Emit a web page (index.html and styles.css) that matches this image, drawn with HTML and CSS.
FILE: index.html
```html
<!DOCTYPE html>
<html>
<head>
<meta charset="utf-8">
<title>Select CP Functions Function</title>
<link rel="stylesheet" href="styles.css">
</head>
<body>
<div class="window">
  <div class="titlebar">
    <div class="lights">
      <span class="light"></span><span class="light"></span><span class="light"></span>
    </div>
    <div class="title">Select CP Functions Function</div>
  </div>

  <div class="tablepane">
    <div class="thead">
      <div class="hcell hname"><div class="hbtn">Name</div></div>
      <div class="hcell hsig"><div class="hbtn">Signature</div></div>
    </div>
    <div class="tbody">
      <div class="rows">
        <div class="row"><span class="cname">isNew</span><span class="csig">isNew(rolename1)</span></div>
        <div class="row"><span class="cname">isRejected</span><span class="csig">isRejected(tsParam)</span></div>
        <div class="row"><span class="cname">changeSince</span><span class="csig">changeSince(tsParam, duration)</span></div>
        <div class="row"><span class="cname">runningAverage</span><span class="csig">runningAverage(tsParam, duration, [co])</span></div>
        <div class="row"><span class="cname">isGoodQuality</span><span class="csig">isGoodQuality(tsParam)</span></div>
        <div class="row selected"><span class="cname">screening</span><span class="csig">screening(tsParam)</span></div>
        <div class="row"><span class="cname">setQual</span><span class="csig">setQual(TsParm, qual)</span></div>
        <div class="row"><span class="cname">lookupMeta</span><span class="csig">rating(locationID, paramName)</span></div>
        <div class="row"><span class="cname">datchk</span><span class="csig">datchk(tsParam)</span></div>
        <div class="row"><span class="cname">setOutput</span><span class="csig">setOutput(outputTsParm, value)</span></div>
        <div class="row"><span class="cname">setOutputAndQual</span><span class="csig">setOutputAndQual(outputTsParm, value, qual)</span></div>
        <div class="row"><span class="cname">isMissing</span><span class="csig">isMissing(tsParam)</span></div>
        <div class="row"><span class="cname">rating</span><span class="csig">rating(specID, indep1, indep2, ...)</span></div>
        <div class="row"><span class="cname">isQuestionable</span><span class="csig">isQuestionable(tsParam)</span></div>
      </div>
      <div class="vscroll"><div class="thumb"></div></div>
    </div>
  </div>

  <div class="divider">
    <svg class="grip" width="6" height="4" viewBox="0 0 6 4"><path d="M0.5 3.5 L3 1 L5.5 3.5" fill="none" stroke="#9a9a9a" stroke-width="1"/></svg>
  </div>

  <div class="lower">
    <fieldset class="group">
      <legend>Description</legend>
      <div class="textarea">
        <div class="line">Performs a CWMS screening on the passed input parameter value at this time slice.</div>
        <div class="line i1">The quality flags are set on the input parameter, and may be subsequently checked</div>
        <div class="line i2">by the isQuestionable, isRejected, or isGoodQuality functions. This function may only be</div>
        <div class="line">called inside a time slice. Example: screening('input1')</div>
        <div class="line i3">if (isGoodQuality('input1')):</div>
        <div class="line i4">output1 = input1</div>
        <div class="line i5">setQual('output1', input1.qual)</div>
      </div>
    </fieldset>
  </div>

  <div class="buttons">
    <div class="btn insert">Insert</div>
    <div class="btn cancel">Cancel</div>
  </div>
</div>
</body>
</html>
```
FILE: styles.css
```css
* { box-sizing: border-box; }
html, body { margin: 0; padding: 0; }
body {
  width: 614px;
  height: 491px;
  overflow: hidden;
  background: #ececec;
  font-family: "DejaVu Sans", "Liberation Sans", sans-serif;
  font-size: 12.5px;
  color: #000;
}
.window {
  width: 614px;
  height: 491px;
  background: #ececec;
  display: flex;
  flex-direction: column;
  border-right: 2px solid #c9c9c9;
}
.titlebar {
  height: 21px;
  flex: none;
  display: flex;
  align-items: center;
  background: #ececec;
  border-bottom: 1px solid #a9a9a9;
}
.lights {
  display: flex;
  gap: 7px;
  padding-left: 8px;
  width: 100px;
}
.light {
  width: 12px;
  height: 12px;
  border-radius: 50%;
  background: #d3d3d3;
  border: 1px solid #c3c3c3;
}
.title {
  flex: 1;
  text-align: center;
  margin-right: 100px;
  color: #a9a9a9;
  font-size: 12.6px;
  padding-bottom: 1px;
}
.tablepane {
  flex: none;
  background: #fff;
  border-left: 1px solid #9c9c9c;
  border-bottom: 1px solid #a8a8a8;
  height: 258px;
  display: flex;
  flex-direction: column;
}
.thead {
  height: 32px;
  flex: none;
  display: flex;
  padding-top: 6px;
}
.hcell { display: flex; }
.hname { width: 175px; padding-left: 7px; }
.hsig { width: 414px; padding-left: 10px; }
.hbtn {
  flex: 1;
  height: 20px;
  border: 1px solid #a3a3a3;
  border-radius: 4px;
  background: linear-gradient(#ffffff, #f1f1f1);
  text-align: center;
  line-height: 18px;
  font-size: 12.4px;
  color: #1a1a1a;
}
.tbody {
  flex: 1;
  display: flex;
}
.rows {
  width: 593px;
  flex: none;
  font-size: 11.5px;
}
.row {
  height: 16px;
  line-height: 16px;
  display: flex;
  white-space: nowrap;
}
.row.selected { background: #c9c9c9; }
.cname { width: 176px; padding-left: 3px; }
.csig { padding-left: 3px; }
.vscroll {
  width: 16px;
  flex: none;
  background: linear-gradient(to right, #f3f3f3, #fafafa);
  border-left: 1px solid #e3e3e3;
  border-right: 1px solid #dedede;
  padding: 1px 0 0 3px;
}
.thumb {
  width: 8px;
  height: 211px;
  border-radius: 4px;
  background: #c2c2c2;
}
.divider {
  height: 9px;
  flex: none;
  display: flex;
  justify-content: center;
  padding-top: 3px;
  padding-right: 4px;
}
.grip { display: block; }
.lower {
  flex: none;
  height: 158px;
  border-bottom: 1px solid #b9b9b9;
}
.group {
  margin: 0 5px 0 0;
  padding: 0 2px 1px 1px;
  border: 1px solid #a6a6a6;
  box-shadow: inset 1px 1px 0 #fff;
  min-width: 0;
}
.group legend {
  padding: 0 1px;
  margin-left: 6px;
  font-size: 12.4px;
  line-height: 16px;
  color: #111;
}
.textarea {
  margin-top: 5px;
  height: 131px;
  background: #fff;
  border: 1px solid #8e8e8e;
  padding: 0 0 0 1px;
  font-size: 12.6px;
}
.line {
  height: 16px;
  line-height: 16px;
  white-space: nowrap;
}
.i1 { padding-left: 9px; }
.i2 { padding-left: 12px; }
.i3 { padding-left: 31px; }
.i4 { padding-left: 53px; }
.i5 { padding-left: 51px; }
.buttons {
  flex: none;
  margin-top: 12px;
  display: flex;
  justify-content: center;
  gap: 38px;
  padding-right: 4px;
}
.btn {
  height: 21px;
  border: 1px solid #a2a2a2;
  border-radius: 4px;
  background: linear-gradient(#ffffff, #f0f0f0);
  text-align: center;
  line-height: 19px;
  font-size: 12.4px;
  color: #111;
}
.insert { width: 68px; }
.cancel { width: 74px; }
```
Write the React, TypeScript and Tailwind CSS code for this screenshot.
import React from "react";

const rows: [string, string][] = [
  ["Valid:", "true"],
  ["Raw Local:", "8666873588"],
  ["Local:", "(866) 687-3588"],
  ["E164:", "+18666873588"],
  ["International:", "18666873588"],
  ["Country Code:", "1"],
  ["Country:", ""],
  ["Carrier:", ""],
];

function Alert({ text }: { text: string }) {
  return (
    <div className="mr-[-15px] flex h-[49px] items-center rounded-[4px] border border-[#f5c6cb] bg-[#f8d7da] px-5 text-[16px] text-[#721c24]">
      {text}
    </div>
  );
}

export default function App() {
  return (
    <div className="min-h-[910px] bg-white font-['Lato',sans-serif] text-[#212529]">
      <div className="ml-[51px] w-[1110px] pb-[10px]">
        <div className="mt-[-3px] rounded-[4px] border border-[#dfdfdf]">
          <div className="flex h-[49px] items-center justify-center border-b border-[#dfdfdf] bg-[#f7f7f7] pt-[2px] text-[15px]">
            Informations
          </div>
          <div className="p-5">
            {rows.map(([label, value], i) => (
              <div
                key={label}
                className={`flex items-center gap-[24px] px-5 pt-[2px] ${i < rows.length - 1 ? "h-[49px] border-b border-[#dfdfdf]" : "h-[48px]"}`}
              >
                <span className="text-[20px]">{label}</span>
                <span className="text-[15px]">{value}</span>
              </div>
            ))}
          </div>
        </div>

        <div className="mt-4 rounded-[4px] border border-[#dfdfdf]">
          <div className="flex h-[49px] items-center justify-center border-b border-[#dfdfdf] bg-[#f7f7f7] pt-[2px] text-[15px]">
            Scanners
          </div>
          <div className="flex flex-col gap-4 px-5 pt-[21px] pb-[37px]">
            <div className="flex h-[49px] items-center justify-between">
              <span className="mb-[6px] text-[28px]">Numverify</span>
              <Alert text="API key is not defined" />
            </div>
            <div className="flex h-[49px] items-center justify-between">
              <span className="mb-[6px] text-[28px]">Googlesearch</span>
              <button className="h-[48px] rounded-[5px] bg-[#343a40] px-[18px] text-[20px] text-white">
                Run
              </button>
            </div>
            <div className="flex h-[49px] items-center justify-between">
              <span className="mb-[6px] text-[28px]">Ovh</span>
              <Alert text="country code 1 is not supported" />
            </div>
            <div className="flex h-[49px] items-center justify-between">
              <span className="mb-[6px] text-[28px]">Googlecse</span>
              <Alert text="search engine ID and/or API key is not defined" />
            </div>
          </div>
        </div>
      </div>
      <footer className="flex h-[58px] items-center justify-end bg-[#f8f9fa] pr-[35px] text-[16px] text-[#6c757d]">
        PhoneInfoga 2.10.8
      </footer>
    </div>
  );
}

———

**Work required:**
Copy every line in the records above that contains the word "index".

**Result for this exercise:**
Emit a web page (index.html and styles.css) that matches this image, drawn with HTML and CSS.
FILE: index.html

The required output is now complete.